Whisper on local box
For this experiment, I’m using an old desktop with 4GB VRAM. [Whisper.cpp] perfectly fits the bill allowing us to run Whisper on CPU.
# Clone and build the whisper.cpp repo for GPU
> git clone https://github.com/ggerganov/whisper.cpp.git
> cd whisper.cpp
> WHISPER_CUDA=1 make -j
# Get the base model and quantize it to fit our GPU
> make base.en
>./quantize models/ggml-base.en.bin models/ggml-base.en.q5_0.bin q5_0
# Optional: Run transcription for any wav file like this
# -p 6: using 6 physical cores for the transcription process
> ./main -m models/ggml-base.en.q5_0.bin -p 6 -f /mnt/media/podcasts/vedantany/tmp/out.wav -otxt
Getting podcast episodes
We’re using a tiny program called Poddl for listing and fetching the podcasts from a given RSS feed.

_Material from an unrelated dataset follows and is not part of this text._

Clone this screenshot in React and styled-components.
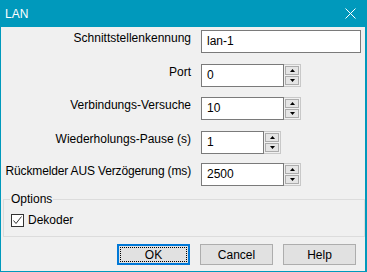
import styled, { createGlobalStyle } from 'styled-components'

// Windows-Dialog "LAN" (WinForms Look)
const GlobalStyle = createGlobalStyle`
  html, body {
    margin: 0;
    padding: 0;
    background: #f0f0f0;
  }
  * { box-sizing: border-box; }
`

const Window = styled.div`
  width: 367px;
  height: 272px;
  display: flex;
  flex-direction: column;
  border: 1px solid #0099bc;
  border-top: none;
  border-right-width: 2px;
  background: #f0f0f0;
  font-family: "Liberation Sans", Arial, sans-serif;
  font-size: 12px;
  color: #000;
`

const TitleBar = styled.div`
  height: 27px;
  margin: 0 -2px 0 -1px;
  padding: 0 11px 0 5px;
  display: flex;
  align-items: center;
  justify-content: space-between;
  background: #0099bc;
  color: #fff;
  font-size: 12px;
`

const Body = styled.div`
  flex: 1;
  display: flex;
  flex-direction: column;
  padding-top: 3px;
`

const Form = styled.div`
  display: flex;
  flex-direction: column;
`

const Row = styled.div`
  display: grid;
  grid-template-columns: 190px auto;
  column-gap: 10px;
  align-items: start;
  margin-top: ${p => p.$mt || 0}px;
`

const Label = styled.label`
  text-align: right;
  line-height: 15px;
  padding-top: 1px;
  white-space: nowrap;
  letter-spacing: ${p => p.$tight ? '-0.15px' : 'normal'};
`

const Field = styled.div`
  display: flex;
  height: 23px;
`

const TextBox = styled.div`
  width: ${p => p.$w}px;
  height: 23px;
  border: 1px solid #7a7a7a;
  background: #fff;
  padding-left: 5px;
  line-height: 21px;
`

const Spinner = styled.div`
  width: 17px;
  height: 23px;
  display: flex;
  flex-direction: column;
  gap: 1px;
  padding: 1px;
  border: 1px solid #c8c8c8;
  border-left: none;
  background: #f0f0f0;
`

const SpinBtn = styled.div`
  flex: 1;
  display: flex;
  align-items: center;
  justify-content: center;
  background: #e5e5e5;
  border: 1px solid #acacac;
`

const Options = styled.fieldset`
  margin: 6px 0 0 2px;
  width: 362px;
  height: 45px;
  padding: 6px 0 0 7px;
  border: 1px solid #dcdcdc;
  legend {
    padding: 0 1px;
    margin-left: -1px;
    line-height: 15px;
  }
`

const Check = styled.label`
  display: flex;
  align-items: center;
  gap: 4px;
  line-height: 15px;
`

const CheckBox = styled.span`
  width: 13px;
  height: 13px;
  border: 1px solid #333;
  background: #fff;
  display: flex;
  align-items: center;
  justify-content: center;
`

const Buttons = styled.div`
  display: flex;
  justify-content: flex-end;
  gap: 10px;
  padding: 7px 9px 0 0;
`

const Button = styled.button`
  position: relative;
  width: 73px;
  height: 21px;
  padding: 0;
  font: inherit;
  color: #000;
  background: #e1e1e1;
  border: 1px solid ${p => (p.$default ? '#0078d7' : '#adadad')};
  box-shadow: ${p => (p.$default ? 'inset 0 0 0 1px #0078d7' : 'none')};
  &::after {
    content: '';
    display: ${p => (p.$default ? 'block' : 'none')};
    position: absolute;
    inset: 2px;
    border: 1px dotted #000;
  }
`

function Arrow({ up }) {
  return (
    <svg width="5" height="3" viewBox="0 0 5 3">
      <path d={up ? 'M2.5 0L5 3H0Z' : 'M0 0H5L2.5 3Z'} fill="#000" />
    </svg>
  )
}

function NumField({ value, w }) {
  return (
    <Field>
      <TextBox $w={w}>{value}</TextBox>
      <Spinner>
        <SpinBtn><Arrow up /></SpinBtn>
        <SpinBtn><Arrow /></SpinBtn>
      </Spinner>
    </Field>
  )
}

export default function App() {
  return (
    <>
      <GlobalStyle />
      <Window>
        <TitleBar>
          <span>LAN</span>
          <svg width="11" height="11" viewBox="0 0 11 11">
            <path d="M0.5 0.5L10.5 10.5M10.5 0.5L0.5 10.5" stroke="#fff" strokeWidth="1" />
          </svg>
        </TitleBar>
        <Body>
          <Form>
            <Row>
              <Label>Schnittstellenkennung</Label>
              <Field><TextBox $w={160}>lan-1</TextBox></Field>
            </Row>
            <Row $mt={11}>
              <Label>Port</Label>
              <NumField value="0" w={83} />
            </Row>
            <Row $mt={10}>
              <Label>Verbindungs-Versuche</Label>
              <NumField value="10" w={83} />
            </Row>
            <Row $mt={11}>
              <Label>Wiederholungs-Pause (s)</Label>
              <NumField value="1" w={63} />
            </Row>
            <Row $mt={9}>
              <Label $tight>Rückmelder AUS Verzögerung (ms)</Label>
              <NumField value="2500" w={83} />
            </Row>
          </Form>
          <Options>
            <legend>Options</legend>
            <Check>
              <CheckBox>
                <svg width="11" height="11" viewBox="0 0 11 11">
                  <path d="M1.5 5.5L4 8.5L9.5 1.5" stroke="#333" strokeWidth="1" fill="none" />
                </svg>
              </CheckBox>
              Dekoder
            </Check>
          </Options>
          <Buttons>
            <Button $default>OK</Button>
            <Button>Cancel</Button>
            <Button>Help</Button>
          </Buttons>
        </Body>
      </Window>
    </>
  )
}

# List episodes for a podcast.
# Please use a feed url of your choice
> poddl https://feeds.soundcloud.com/users/soundcloud:users:311396902/sounds.rss -l | less
# Download an episode.
# -o .: use current folder as the output directory
# -i: add episode index number to downloaded episode
# -n 1: download the episode number 1
# -z 4: use a 4 digit numbering scheme for the name
> poddl https://feeds.soundcloud.com/users/soundcloud:users:311396902/sounds.rss -o . -i -n 1 -z 4
This will get the podcast episode in mp3 format.
Automation!
Here’s the entire script I’m using with notes on customizations.
#!/bin/bash
set -e
# Change these settings per your podcast feed
FEED_URL=https://feeds.soundcloud.com/users/soundcloud:users:311396902/sounds.rss
OUT_DIR=tmp
TRANSCRIPT_DIR=transcripts
WHISPER_PATH=~/src/extern/whisper.cpp
WHISPER_BIN="$WHISPER_PATH/main"
WHISPER_MODEL="$WHISPER_PATH/models/ggml-base.en.q5_0.bin"
COMMAND=$1
if [ $COMMAND = "list" ]; then
poddl $FEED_URL -l | less
exit 0
elif [ $COMMAND = "get" ]; then
EPISODE_NUMBER=$2
else
echo "Usage: transcribe (list|get) [EPISODE_NUMBER]"
exit 0
fi
echo "Checking if temp and out directories exist..."
mkdir -p $OUT_DIR
mkdir -p $TRANSCRIPT_DIR
echo "Getting episode name..."
EPISODE_NAME=$(poddl $FEED_URL -l -n $EPISODE_NUMBER | tail -n 1)
echo "Episode: $EPISODE_NAME"
TRANSCRIPT_FILE="$TRANSCRIPT_DIR/$EPISODE_NAME"
if [[ -f "$TRANSCRIPT_FILE.txt" ]]; then
echo "Transcript exists: $TRANSCRIPT_FILE.txt"
exit 0
fi
# FIXME Assumes podcast episode number is unique
AUDIO_FILE="$(ls $OUT_DIR/$EPISODE_NUMBER* | tail -n 1)"
if [[ -n $AUDIO_FILE && -f $AUDIO_FILE ]]; then
echo "Podcast audio exists: $AUDIO_FILE"
else
echo "Downloading episode $EPISODE_NUMBER..."
poddl $FEED_URL -o $OUT_DIR -s -n $EPISODE_NUMBER
fi
AUDIO_FILE="$(ls $OUT_DIR/$EPISODE_NUMBER* | tail -n 1)"
echo "Convert to wav..."
if [[ -f "$OUT_DIR/out.wav" ]]; then
echo "Remove older wav file"
rm $OUT_DIR/out.wav
fi
ffmpeg -i $AUDIO_FILE -ar 16000 $OUT_DIR/out.wav
echo "Transcribe..."
$WHISPER_BIN -m \
$WHISPER_MODEL\
-p 6 -pp \
-f $OUT_DIR/out.wav -otxt -of "$TRANSCRIPT_FILE"
echo "Done!"
Base Whisper models are decent enough for English speech to text. With 6 processors, and the base English model, it takes ~3 mins to transcribe an hour worth of audio. Please try and check which model suits your scenario the best!